People v. Nguyen, supra (emphasis in the original).

It then addressed the second flaw in his argument, noting that this case was not

an `either/or’ situation. [Nguyen] could have intended to commit both offenses, since the theories are not mutually exclusive. Particularly given the narrow definition of `consent’ courts have adopted in connection with larcenous conduct, the use of deception, rather than stealth, to steal tangible objects . . . can qualify both as theft by larceny and false pretenses. 

The narrow view of retail store consent adopted by Davis creates a similar overlap in that context. [Nguyen] cites no decisions holding that conduct constituting theft must qualify under only a single legal theory. On the contrary, several decisions have found the same conduct to constitute theft under more than one common law theory. . . .

In support of his argument, [Nguyen] relies primarily on People v. Lorenzo, 64 Cal. App. 3d Supp. 43 (California Court of Appeals 1976), in which the defendant was found to have committed theft by false pretenses when he switched price tags on retail goods. . . . 

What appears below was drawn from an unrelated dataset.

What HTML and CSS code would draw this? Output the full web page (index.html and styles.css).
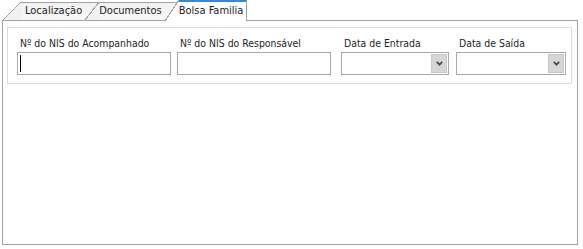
FILE: index.html
```html
<!DOCTYPE html>
<html lang="pt-BR">
<head>
    <meta charset="UTF-8">
    <title>Bolsa Familia</title>
    <link rel="stylesheet" href="styles.css">
</head>
<body>

    <div class="window">
        <div class="tabs">
            <div class="tab tab-first">Localização</div>
            <div class="tab">Documentos</div>
            <div class="tab tab-active">Bolsa Familia</div>
        </div>

        <div class="panel">
            <div class="group">
                <div class="field">
                    <label for="nisAcomp">Nº do NIS do Acompanhado</label>
                    <div class="input-wrap">
                        <input type="text" id="nisAcomp" class="text-input">
                        <span class="caret"></span>
                    </div>
                </div>
                <div class="field">
                    <label for="nisResp">Nº do NIS do Responsável</label>
                    <input type="text" id="nisResp" class="text-input">
                </div>
                <div class="field">
                    <label for="dataEntrada">Data de Entrada</label>
                    <div class="select select-entrada">
                        <select id="dataEntrada"></select>
                        <span class="select-btn">
                            <svg width="7" height="5" viewBox="0 0 7 5"><polyline points="0.8,0.8 3.5,3.6 6.2,0.8" fill="none" stroke="#4a4a4a" stroke-width="1.8"/></svg>
                        </span>
                    </div>
                </div>
                <div class="field">
                    <label for="dataSaida">Data de Saída</label>
                    <div class="select select-saida">
                        <select id="dataSaida"></select>
                        <span class="select-btn">
                            <svg width="7" height="5" viewBox="0 0 7 5"><polyline points="0.8,0.8 3.5,3.6 6.2,0.8" fill="none" stroke="#4a4a4a" stroke-width="1.8"/></svg>
                        </span>
                    </div>
                </div>
            </div>
        </div>
    </div>

</body>
</html>
```

FILE: styles.css
```css
*,
::after,
::before {
    margin: 0;
    padding: 0;
    box-sizing: border-box;
}

body {
    background-color: #fff;
    font-family: "DejaVu Sans Condensed", "DejaVu Sans", sans-serif;
    font-size: 11px;
    color: #1e1e1e;
}

/* tab strip */
.tabs {
    display: flex;
    align-items: flex-start;
    height: 20px;
    position: relative;
    z-index: 1;
}

.tab {
    --s: 14px;
    height: 18px;
    margin-top: 2px;
    margin-left: -14px;
    padding: 0 17px 0 14px;
    line-height: 18px;
    white-space: nowrap;
    color: #222;
    background:
        linear-gradient(#a2a2a2, #a2a2a2) var(--s) 0 / 100% 1px no-repeat,
        linear-gradient(to bottom right, transparent calc(50% - 0.6px), #a2a2a2 calc(50% - 0.6px), #a2a2a2 calc(50% + 0.6px), #f1f1f1 calc(50% + 0.6px)) 0 0 / var(--s) 100% no-repeat,
        linear-gradient(#f1f1f1, #f7f7f7) var(--s) 0 / 100% 100% no-repeat;
}

.tab-first {
    --s: 18px;
    margin-left: 3px;
    padding-left: 22px;
}

.tab-active {
    height: 21px;
    margin-top: 0;
    margin-bottom: -1px;
    padding: 2px 3px 0 14px;
    border-right: 1px solid #a2a2a2;
    background:
        linear-gradient(#3b86d6, #3b86d6) var(--s) 0 / 100% 2px no-repeat,
        linear-gradient(to bottom right, transparent calc(50% - 0.6px), #a2a2a2 calc(50% - 0.6px), #a2a2a2 calc(50% + 0.6px), #fff calc(50% + 0.6px)) 0 0 / var(--s) 100% no-repeat,
        linear-gradient(#fff, #fff) var(--s) 0 / 100% 100% no-repeat;
}

/* tab body */
.panel {
    margin-left: 2px;
    width: 576px;
    height: 225px;
    border: 1px solid #a2a2a2;
    padding: 6px 5px 0 4px;
}

.group {
    display: grid;
    grid-template-columns: 160px 164px 115px 110px;
    height: 57px;
    border: 1px solid #dcdcdc;
    padding: 9px 0 0 9px;
}

.field label {
    display: block;
    padding-left: 3px;
    font-size: 10.4px;
    line-height: 13px;
    margin-bottom: 2px;
    white-space: nowrap;
}

.input-wrap {
    position: relative;
    width: 154px;
}

.text-input {
    display: block;
    width: 154px;
    height: 23px;
    border: 1px solid #a9a9a9;
    padding: 0 3px;
    font: inherit;
    outline: none;
}

.caret {
    position: absolute;
    left: 3px;
    top: 3px;
    bottom: 3px;
    width: 1px;
    background-color: #000;
}

.select {
    display: flex;
    height: 23px;
    border: 1px solid #a9a9a9;
    background-color: #fff;
}

.select-entrada {
    width: 108px;
}

.select-saida {
    width: 110px;
}

.select select {
    flex: 1;
    min-width: 0;
    appearance: none;
    border: none;
    background: transparent;
    font: inherit;
    outline: none;
}

.select-btn {
    display: flex;
    align-items: center;
    justify-content: center;
    width: 16px;
    margin: 1px;
    background-color: #d6d6d6;
    border: 1px solid #c8c8c8;
}
```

While Lorenzo supports the argument that [Nguyen’s] intended conduct satisfied the elements of theft by false pretenses, the decision does not hold that the same conduct could not also constitute theft by larceny, since larceny was neither raised nor addressed in Lorenzo.

People v. Nguyen, supra.

The court therefore held that because Nguyen’s conduct satisfied the

elements of theft by larceny as defined by the Supreme Court in Davis, the jury's implicit finding that defendant entered the store with the intent to commit theft, and therefore his conviction for burglary, was supported by substantial evidence. Whether his conduct also constituted an attempt to commit theft by false pretenses is immaterial to that issue.

People v. Nguyen, supra.

For this and other reasons, it affirmed his conviction and sentence.  People v. Nguyen, supra.